Work required: Starting at the line that contains "Clone this screenshot" and stopping after the line that contains "const fieldBorder = '#a49cf8';", copy the lines exactly. Pictures are left out.

--- begin Record excerpts ---

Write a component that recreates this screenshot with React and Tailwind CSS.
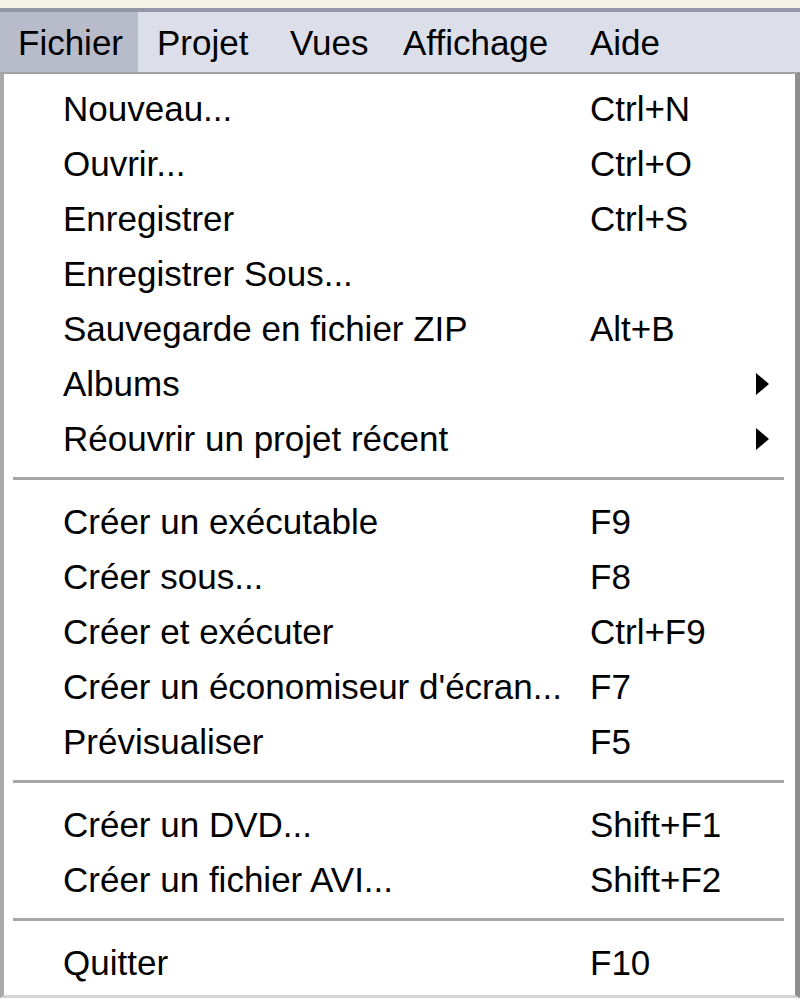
import React from 'react';

// --- Menu data ---
const groups = [
  [
    { label: 'Nouveau...', shortcut: 'Ctrl+N' },
    { label: 'Ouvrir...', shortcut: 'Ctrl+O' },
    { label: 'Enregistrer', shortcut: 'Ctrl+S' },
    { label: 'Enregistrer Sous...' },
    { label: 'Sauvegarde en fichier ZIP', shortcut: 'Alt+B' },
    { label: 'Albums', submenu: true },
    { label: 'Réouvrir un projet récent', submenu: true },
  ],
  [
    { label: 'Créer un exécutable', shortcut: 'F9' },
    { label: 'Créer sous...', shortcut: 'F8' },
    { label: 'Créer et exécuter', shortcut: 'Ctrl+F9' },
    { label: "Créer un économiseur d'écran...", shortcut: 'F7' },
    { label: 'Prévisualiser', shortcut: 'F5' },
  ],
  [
    { label: 'Créer un DVD...', shortcut: 'Shift+F1' },
    { label: 'Créer un fichier AVI...', shortcut: 'Shift+F2' },
  ],
  [{ label: 'Quitter', shortcut: 'F10' }],
];

const Arrow = () => (
  <svg width="13" height="22" viewBox="0 0 13 22" className="block">
    <path d="M0 0 L13 11 L0 22 Z" fill="#000" />
  </svg>
);

const MenuRow = ({ label, shortcut, submenu }) => (
  <div className="flex items-center h-[55px] pl-[59px] leading-none">
    <span className="w-[527px] shrink-0 whitespace-nowrap">{label}</span>
    <span className="flex-1 whitespace-nowrap">{shortcut}</span>
    {submenu && (
      <span className="mr-[26px]">
        <Arrow />
      </span>
    )}
  </div>
);

const Separator = () => (
  <div className="h-[28px] pt-[11px] ml-[9px] mr-[11px]">
    <div className="h-[3px] bg-[#a6a6a6]" />
  </div>
);

export default function App() {
  return (
    <div
      className="w-[800px] h-[999px] bg-white text-black text-[35px] overflow-hidden"
      style={{ fontFamily: '"Liberation Sans", Arial, sans-serif' }}
    >
      {/* top strip of the window */}
      <div className="h-[8px] bg-[#f4f3e7]" />
      <div className="h-[4px] bg-[#9395a8]" />

      {/* menu bar */}
      <div className="flex h-[60px] bg-[#dcdfe9] leading-none">
        <div className="flex items-center w-[138px] pl-[18px] bg-[#b8bbc9]">Fichier</div>
        <div className="flex items-center w-[133px] pl-[19px]">Projet</div>
        <div className="flex items-center w-[113px] pl-[19px]">Vues</div>
        <div className="flex items-center w-[187px] pl-[19px]">Affichage</div>
        <div className="flex items-center pl-[19px]">Aide</div>
      </div>

      {/* dropdown */}
      <div className="border-t-2 border-l-4 border-r-[5px] border-b-[3px] border-t-[#a3a3a3] border-l-[#a9a9a9] border-r-[#8f8f8f] border-b-[#d4d4d4] bg-white pt-[7px] pb-[5px]">
        {groups.map((group, gi) => (
          <React.Fragment key={gi}>
            {gi > 0 && <Separator />}
            {group.map((item) => (
              <MenuRow key={item.label} {...item} />
            ))}
          </React.Fragment>
        ))}
      </div>
    </div>
  );
}
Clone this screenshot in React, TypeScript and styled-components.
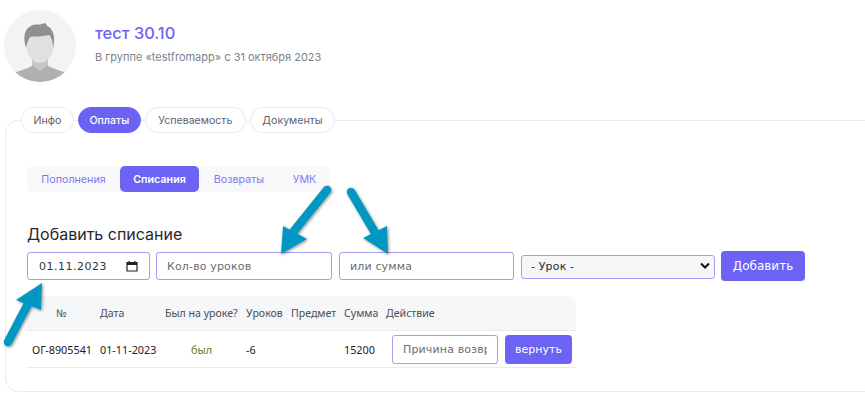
import React from 'react';
import styled, { createGlobalStyle } from 'styled-components';

const Global = createGlobalStyle`
  html, body { margin: 0; padding: 0; background: #fff; }
  body { width: 865px; height: 401px; overflow: hidden; font-family: Inter, "Liberation Sans", sans-serif; }
`;

const accent = '#6c63f5';
const fieldBorder = '#a49cf8';

const Page = styled.div`
  position: relative;
  width: 865px;
  height: 401px;
  overflow: hidden;
  padding: 10px 0 0 4px;
  box-sizing: border-box;
`;
const Header = styled.div`
  display: flex;
  align-items: center;
  gap: 19px;
  height: 72px;
`;
const Avatar = styled.svg`
  width: 72px;
  height: 72px;
  flex: none;
`;
const Name = styled.div`
  color: ${accent};
  font-size: 16.4px;
  font-weight: 500;
  line-height: 20px;
  margin-top: -5px;
`;
const Sub = styled.div`
  color: #7d7f8c;
  font-size: 11px;
  line-height: 14px;
  margin-top: 7px;
`;
const Tabs = styled.div`
  position: relative;
  z-index: 1;
  display: flex;
  gap: 4px;
  margin: 25px 0 0 17px;
`;
const Tab = styled.div<{ $active?: boolean; $pad: number }>`
  height: 26px;
  box-sizing: border-box;
  padding: 0 ${p => p.$pad}px;
  display: flex;
  align-items: center;
  border-radius: 13px;
  font-size: 10.6px;
  background: ${p => (p.$active ? accent : '#fff')};
  color: ${p => (p.$active ? '#fff' : '#5f6170')};
  border: 1px solid ${p => (p.$active ? accent : '#e9ebf3')};
  font-weight: ${p => (p.$active ? 500 : 400)};
`;
const Panel = styled.div`
  margin: -13px -40px 0 1px;
  height: 272px;
  box-sizing: border-box;
  border: 1px solid #e9ebf3;
  border-radius: 14px;
  padding: 45px 0 0 21px;
`;
const SubTabs = styled.div`
  display: flex;
  width: 303px;
  height: 26px;
  background: #f8f8fa;
  border-radius: 5px;
`;
const SubTab = styled.div<{ $active?: boolean; $w: number }>`
  width: ${p => p.$w}px;
  display: flex;
  align-items: center;
  justify-content: center;
  border-radius: 5px;
  font-size: 10.7px;
  color: ${p => (p.$active ? '#fff' : '#7f78f0')};
  background: ${p => (p.$active ? accent : 'transparent')};
  font-weight: ${p => (p.$active ? 600 : 400)};
`;
const Title = styled.div`
  margin-top: 32px;
  font-size: 16px;
  line-height: 20px;
  font-weight: 400;
  color: #26262c;
`;
const FormRow = styled.div`
  display: flex;
  align-items: center;
  margin-top: 7px;
  height: 30px;
`;
const fieldStyles = `
  box-sizing: border-box;
  height: 28px;
  border: 1px solid ${fieldBorder};
  border-radius: 3px;
  background: #fff;
  font-family: "DejaVu Sans", sans-serif;
  font-size: 11px;
  letter-spacing: 0.15px;
  outline: none;
`;
const DateField = styled.div`
  ${fieldStyles}
  letter-spacing: 0.5px;
  width: 123px;
  display: flex;
  align-items: center;
  justify-content: space-between;
  padding: 0 11px;
  color: #33343a;
`;
const TextField = styled.input<{ $w: number; $ml: number }>`
  ${fieldStyles}
  width: ${p => p.$w}px;
  margin-left: ${p => p.$ml}px;
  padding: 0 10px;
  &::placeholder { color: #6b6c72; opacity: 1; }
`;
const SelectBox = styled.div`
  position: relative;
  margin-left: 7px;
  width: 194px;
  height: 24px;
`;
const Select = styled.select`
  ${fieldStyles}
  appearance: none;
  width: 100%;
  height: 24px;
  background: #f6f6f8;
  color: #2a2a30;
  padding: 0 9px;
  font-weight: 400;
`;
const Chevron = styled.svg`
  position: absolute;
  right: 5px;
  top: 8px;
  width: 10px;
  height: 8px;
  pointer-events: none;
`;
const AddButton = styled.button`
  margin-left: 6px;
  width: 84px;
  height: 30px;
  border: 0;
  border-radius: 4px;
  background: ${accent};
  color: #fff;
  font-family: "DejaVu Sans", sans-serif;
  font-size: 12px;
  padding: 0;
`;
const Table = styled.table`
  margin-top: 15px;
  width: 549px;
  table-layout: fixed;
  border-collapse: separate;
  border-spacing: 0;
  font-family: "Noto Sans", "Open Sans", sans-serif;
  font-size: 10.6px;
`;
const Th = styled.th<{ $center?: boolean }>`
  height: 35px;
  box-sizing: border-box;
  padding: 0 0 0 ${p => (p.$center ? 0 : 4)}px;
  background: #f6f7f9;
  border-bottom: 1px solid #e9ebf3;
  color: #4b4c55;
  font-weight: 400;
  text-align: ${p => (p.$center ? 'center' : 'left')};
  &:first-child { border-top-left-radius: 10px; }
  &:last-child { border-top-right-radius: 10px; }
`;
const Td = styled.td<{ $center?: boolean; $green?: boolean }>`
  height: 37px;
  box-sizing: border-box;
  padding: 0 0 0 ${p => (p.$center ? 0 : 4)}px;
  border-bottom: 1px solid #e9ebf3;
  color: ${p => (p.$green ? '#6b7a1e' : '#1f2024')};
  font-size: 10.8px;
  text-align: ${p => (p.$center ? 'center' : 'left')};
  white-space: nowrap;
  &:first-child { padding-left: 5px; }
`;
const ActionCell = styled.div`
  display: flex;
  align-items: center;
  gap: 7px;
  padding-left: 6px;
`;
const ReasonInput = styled.input`
  ${fieldStyles}
  width: 106px;
  height: 29px;
  padding: 0 10px;
  &::placeholder { color: #6b6c72; opacity: 1; }
`;
const ReturnButton = styled.button`
  width: 67px;
  height: 29px;
  border: 0;
  border-radius: 4px;
  background: ${accent};
  color: #fff;
  font-family: "DejaVu Sans", sans-serif;
  font-size: 11px;
  padding: 0;
`;
const Arrows = styled.svg`
  position: absolute;
  left: 0;
  top: 0;
  width: 865px;
  height: 401px;
  pointer-events: none;
  z-index: 2;
`;

const arrows = [
  { tail: '327,190 294,231', head: '283,226 307,239 281,254' },
  { tail: '351,192 377,236', head: '387,226 363,238 388,254' },
  { tail: '8,342 29,302', head: '16,300 41,310 42,283' },
];

export default function App() {
  return (
    <Page>
      <Global />
      <Header>
        <Avatar viewBox="0 0 72 72">
          <defs>
            <clipPath id="round"><circle cx="36" cy="36" r="36" /></clipPath>
          </defs>
          <g clipPath="url(#round)">
            <rect width="72" height="72" fill="#f3f3f3" />
            <path d="M6 64 C14 61 24 59 29 55 L43 55 C49 59 58 61 66 64 L66 72 L6 72 Z" fill="#b0b0b0" />
            <path d="M28 47 L44 47 L44 55 L36 61 L28 55 Z" fill="#c6c6c6" />
            <path d="M22 32 C22 22 50 22 50 32 C50 44 44 53 36 53 C28 53 22 44 22 32 Z" fill="#e0e0e0" />
            <path d="M22 38 C19 28 20 19 27 16 C30 13 36 16 41 13 C42 14 43 15 43 16 C49 18 52 27 49 38 C49 32 48 28 45 25 C38 27 30 26 26 27 C24 30 23 33 22 38 Z" fill="#909090" />
          </g>
        </Avatar>
        <div>
          <Name>тест 30.10</Name>
          <Sub>В группе «testfromapp» с 31 октября 2023</Sub>
        </div>
      </Header>
      <Tabs>
        <Tab $pad={11.5}>Инфо</Tab>
        <Tab $pad={10.5} $active>Оплаты</Tab>
        <Tab $pad={12.5}>Успеваемость</Tab>
        <Tab $pad={11.5}>Документы</Tab>
      </Tabs>
      <Panel>
        <SubTabs>
          <SubTab $w={93}>Пополнения</SubTab>
          <SubTab $w={79} $active>Списания</SubTab>
          <SubTab $w={80}>Возвраты</SubTab>
          <SubTab $w={51}>УМК</SubTab>
        </SubTabs>
        <Title>Добавить списание</Title>
        <FormRow>
          <DateField>
            01.11.2023
            <svg width="12" height="12" viewBox="0 0 12 12">
              <path d="M1 2.5h10v8.5H1z M1 4.5h10" fill="none" stroke="#222" strokeWidth="1.2" />
              <path d="M3.2 1v2 M8.8 1v2" stroke="#222" strokeWidth="1.2" />
              <rect x="1" y="2.5" width="10" height="2" fill="#222" />
            </svg>
          </DateField>
          <TextField $w={176} $ml={6} placeholder="Кол-во уроков" />
          <TextField $w={175} $ml={7} placeholder="или сумма" />
          <SelectBox>
            <Select defaultValue="">
              <option value="">- Урок -</option>
            </Select>
            <Chevron viewBox="0 0 10 8">
              <path d="M1 1.5 L5 5.5 L9 1.5" fill="none" stroke="#111" strokeWidth="2" />
            </Chevron>
          </SelectBox>
          <AddButton>Добавить</AddButton>
        </FormRow>
        <Table>
          <colgroup>
            <col style={{ width: 69 }} />
            <col style={{ width: 65 }} />
            <col style={{ width: 81 }} />
            <col style={{ width: 45 }} />
            <col style={{ width: 53 }} />
            <col style={{ width: 42 }} />
            <col />
          </colgroup>
          <thead>
            <tr>
              <Th $center>№</Th>
              <Th>Дата</Th>
              <Th>Был на уроке?</Th>
              <Th>Уроков</Th>
              <Th>Предмет</Th>
              <Th>Сумма</Th>
              <Th>Действие</Th>
            </tr>
          </thead>
          <tbody>
            <tr>
              <Td>ОГ-8905541</Td>
              <Td>01-11-2023</Td>
              <Td $center $green>был</Td>
              <Td>-6</Td>
              <Td />
              <Td>15200</Td>
              <Td>
                <ActionCell>
                  <ReasonInput placeholder="Причина возврата" />
                  <ReturnButton>вернуть</ReturnButton>
                </ActionCell>
              </Td>
            </tr>
          </tbody>
        </Table>
      </Panel>
      <Arrows viewBox="0 0 865 401">
        <defs>
          <filter id="arrowShadow" x="-30%" y="-30%" width="160%" height="160%">
            <feDropShadow dx="1" dy="1" stdDeviation="1.5" floodColor="#000" floodOpacity="0.45" />
          </filter>
        </defs>
        {arrows.map(a => (
          <g key={a.head} filter="url(#arrowShadow)">
            <polyline points={a.tail} fill="none" stroke="#0398c2" strokeWidth="8.5" strokeLinecap="round" />
            <polygon points={a.head} fill="#0398c2" />
          </g>
        ))}
      </Arrows>
    </Page>
  );
}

--- end Record excerpts ---

Written response:
Clone this screenshot in React, TypeScript and styled-components.
import React from 'react';
import styled, { createGlobalStyle } from 'styled-components';

const Global = createGlobalStyle`
  html, body { margin: 0; padding: 0; background: #fff; }
  body { width: 865px; height: 401px; overflow: hidden; font-family: Inter, "Liberation Sans", sans-serif; }
`;

const accent = '#6c63f5';
const fieldBorder = '#a49cf8';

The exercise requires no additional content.